I must tell you my readers that I am 22 y.o, I live at home and I am unemployed.  Yes, I live at home jobless with My mother and here Boyfriend. 
“hummphhff” I sigh in a lamenting tone.
Well.. Technically, I have not yet left home. I haven’t left home yet because with whom I live, we all decide it more economical for me to live at home while attending college. I live in a mid-sized city with a State university, City university and a Multi-campus county wide Community college not to mention about three (that I know of from their TV ads anyway) small ass expensive privet for  profit collages.  So needless to say, I live at home.  
         Although when attending classes( at the sweet awesome rad community college) I was doing fine at first until  the awesome parting began long story short I fell  just below a 2.0 ,one class and I’m out of academe. probation,  and I ended up on academic probation. Which is bs because all the money I was getting for school was free from the government (the 2.0 thing is a school only policy not a policy of the U.S.A government).

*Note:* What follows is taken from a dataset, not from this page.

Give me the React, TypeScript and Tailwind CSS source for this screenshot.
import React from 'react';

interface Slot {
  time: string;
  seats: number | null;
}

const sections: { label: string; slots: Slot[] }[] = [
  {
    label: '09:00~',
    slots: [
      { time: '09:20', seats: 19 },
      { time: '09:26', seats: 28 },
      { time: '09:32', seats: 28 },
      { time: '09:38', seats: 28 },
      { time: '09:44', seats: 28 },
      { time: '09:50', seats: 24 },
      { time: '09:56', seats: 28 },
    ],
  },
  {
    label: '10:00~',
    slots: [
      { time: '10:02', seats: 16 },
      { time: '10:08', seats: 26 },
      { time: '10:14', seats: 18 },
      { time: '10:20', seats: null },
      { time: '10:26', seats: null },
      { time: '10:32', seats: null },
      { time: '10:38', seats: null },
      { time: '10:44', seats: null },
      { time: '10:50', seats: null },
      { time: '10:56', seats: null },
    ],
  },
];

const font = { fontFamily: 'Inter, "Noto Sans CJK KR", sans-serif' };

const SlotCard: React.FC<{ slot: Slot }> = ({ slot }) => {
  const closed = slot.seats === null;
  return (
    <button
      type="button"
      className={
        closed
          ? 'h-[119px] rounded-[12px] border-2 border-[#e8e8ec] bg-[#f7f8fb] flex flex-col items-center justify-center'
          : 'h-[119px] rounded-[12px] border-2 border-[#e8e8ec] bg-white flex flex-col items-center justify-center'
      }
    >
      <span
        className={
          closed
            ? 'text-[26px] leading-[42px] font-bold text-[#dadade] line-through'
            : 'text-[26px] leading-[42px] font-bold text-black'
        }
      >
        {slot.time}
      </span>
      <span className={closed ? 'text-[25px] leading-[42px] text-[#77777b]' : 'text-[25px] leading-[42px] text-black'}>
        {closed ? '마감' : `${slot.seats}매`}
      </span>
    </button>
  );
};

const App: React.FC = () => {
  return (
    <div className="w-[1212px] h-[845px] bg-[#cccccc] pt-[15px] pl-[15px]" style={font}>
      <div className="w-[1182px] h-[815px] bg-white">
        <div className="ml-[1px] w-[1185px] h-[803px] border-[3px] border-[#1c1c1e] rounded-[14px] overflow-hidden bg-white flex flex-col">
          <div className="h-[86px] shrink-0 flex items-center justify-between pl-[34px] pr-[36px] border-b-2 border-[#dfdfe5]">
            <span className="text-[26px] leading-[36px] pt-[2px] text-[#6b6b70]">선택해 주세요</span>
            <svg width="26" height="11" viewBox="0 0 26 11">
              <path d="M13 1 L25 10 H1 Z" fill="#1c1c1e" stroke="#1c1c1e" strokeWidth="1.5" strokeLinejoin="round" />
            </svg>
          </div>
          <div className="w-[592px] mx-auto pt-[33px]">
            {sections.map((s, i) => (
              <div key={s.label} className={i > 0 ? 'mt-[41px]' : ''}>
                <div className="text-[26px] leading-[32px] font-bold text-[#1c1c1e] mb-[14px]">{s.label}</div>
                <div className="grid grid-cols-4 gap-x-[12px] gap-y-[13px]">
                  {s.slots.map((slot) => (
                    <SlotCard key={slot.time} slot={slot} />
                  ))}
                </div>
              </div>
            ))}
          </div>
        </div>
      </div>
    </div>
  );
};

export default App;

So I went to school the following semester on my mother’s money and rather  then continue to have her spend large ass sums of money. I decided not to quit but to just not attend classes (spring semester 2009!) to get a job. Little did I know that the economy was going to go booommm crash and recover so slowly that it seems to be getting worse. On the bright side, we did get a half black president out of it. So my goal of starting out a McD’s then moving up in the job market failed and so did my attempt to get a job anywhere else. You see where I live unlike other places most folks went broke or uber stingy after the crash. So I am now reading up on IT cert. books (which  my wonderful mother and her bf already have and have also purchased for me) like a+, mcp et cetera to hopefully pass those expensive ass for profit tests to get a piece of paper  to get me a better than min wage job.
So that’s a little piece of my back-story.